5 Facts You Should Know About Bay Area Muslims

A brand new report takes a look at one of the nation's largest concentrations of Muslims.

By Julianne Hing May 17, 2013

Muslims in the U.S. are a sorely misunderstood group–diverse in myriad ways and yet quickly stereotyped, especially since Sept. 11. But a brand new study of Muslims in California’s Bay Area sheds light on one pocket of American Muslims, and shows that the community is extremely diverse and defies easy generalizations. So what do you need to know? According to [The Bay Area Muslim Study: Establishing Community and Identity](http://www.sff.org/onba), the first-ever benchmark study of the community: **Muslims in the Bay Area have diverse ethnic and racial backgrounds.** The Bay Area Muslim community is large, with nearly 250,000 members.
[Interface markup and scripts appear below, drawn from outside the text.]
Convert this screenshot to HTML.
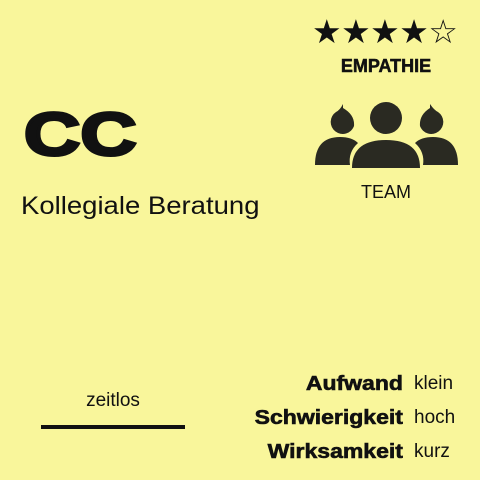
<!DOCTYPE html>
<html><head><style>
body{margin:0;width:480px;height:480px;background:#f9f69b;font-family:"Liberation Sans",sans-serif;color:#111;position:relative;overflow:hidden}
div{position:absolute;white-space:nowrap}
</style></head><body>
<div style="left:24px;top:102px;font-size:60px;font-weight:bold;-webkit-text-stroke:3px #111;transform:scaleX(1.3);transform-origin:left;line-height:66px">CC</div>
<div style="left:21px;top:192px;font-size:25px;transform:scaleX(1.1);transform-origin:left">Kollegiale Beratung</div>
<div style="left:312px;top:12px;font-size:33px;letter-spacing:-0.5px">★★★★☆</div>
<div style="left:326px;top:56px;font-size:18px;font-weight:bold;-webkit-text-stroke:0.5px #111;width:120px;text-align:center">EMPATHIE</div>
<svg style="position:absolute;left:0;top:0" width="480" height="480">
<g fill="#2a2a22">
<circle cx="386" cy="118" r="16"/>
<path d="M352 168 Q352 140 386 140 Q420 140 420 168 Z"/>
<path d="M343 108 Q355 115 354 126 A12 12 0 1 1 336 112 Q340 110 343 104 Z"/>
<path d="M430 104 Q434 110 438 112 A12 12 0 1 1 420 126 Q419 115 430 108 Z"/>
<path d="M315 165 Q315 137 340 137 Q352 137 358 143 Q348 152 350 165 Z"/>
<path d="M458 165 Q458 137 433 137 Q421 137 415 143 Q425 152 423 165 Z"/>
</g>
<rect x="41" y="425" width="144" height="4" fill="#111"/>
</svg>
<div style="left:336px;top:182px;font-size:18px;width:100px;text-align:center">TEAM</div>
<div style="left:63px;top:390px;font-size:19px;width:100px;text-align:center">zeitlos</div>
<div style="right:77px;top:367px;font-size:20px;font-weight:bold;-webkit-text-stroke:0.6px #111;text-align:right;line-height:34px;transform:scaleX(1.15);transform-origin:right">Aufwand<br>Schwierigkeit<br>Wirksamkeit</div>
<div style="left:414px;top:367px;font-size:19px;line-height:34px">klein<br>hoch<br>kurz</div>
</body></html>
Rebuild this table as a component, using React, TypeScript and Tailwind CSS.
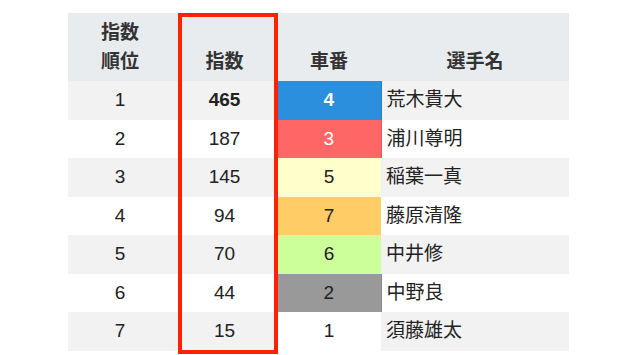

More than a third of Muslims in the Bay Area–which includes San Francisco, Alameda, Contra Costa, Santa Clara, San Mateo and Marin Counties–are of South Asian descent, 23 percent are Arab, 17 percent are Afghani, 9 percent are African-American, 7 percent are Asian-American, six percent are white, and 2 percent are Iranian. (But, it’s important to note that ethnicity is not automatically synonymous with religious affiliation; not all South Asians, Arabs and Middle Easterners are Muslim.) And 34 percent of Muslims were born in the U.S. **Bay Area Muslims occupy both very high and very low economic tiers.** While some Muslims in the Bay Area do very well economically–nearly half of all South Asian Muslims make more than $100,000 annually–in the aggregate, Bay Area Muslims’ median household income is 11 percent lower than the average Bay Area household income. And more than a third of Muslims in the Bay Area have a combined household income of less than $40,000 a year.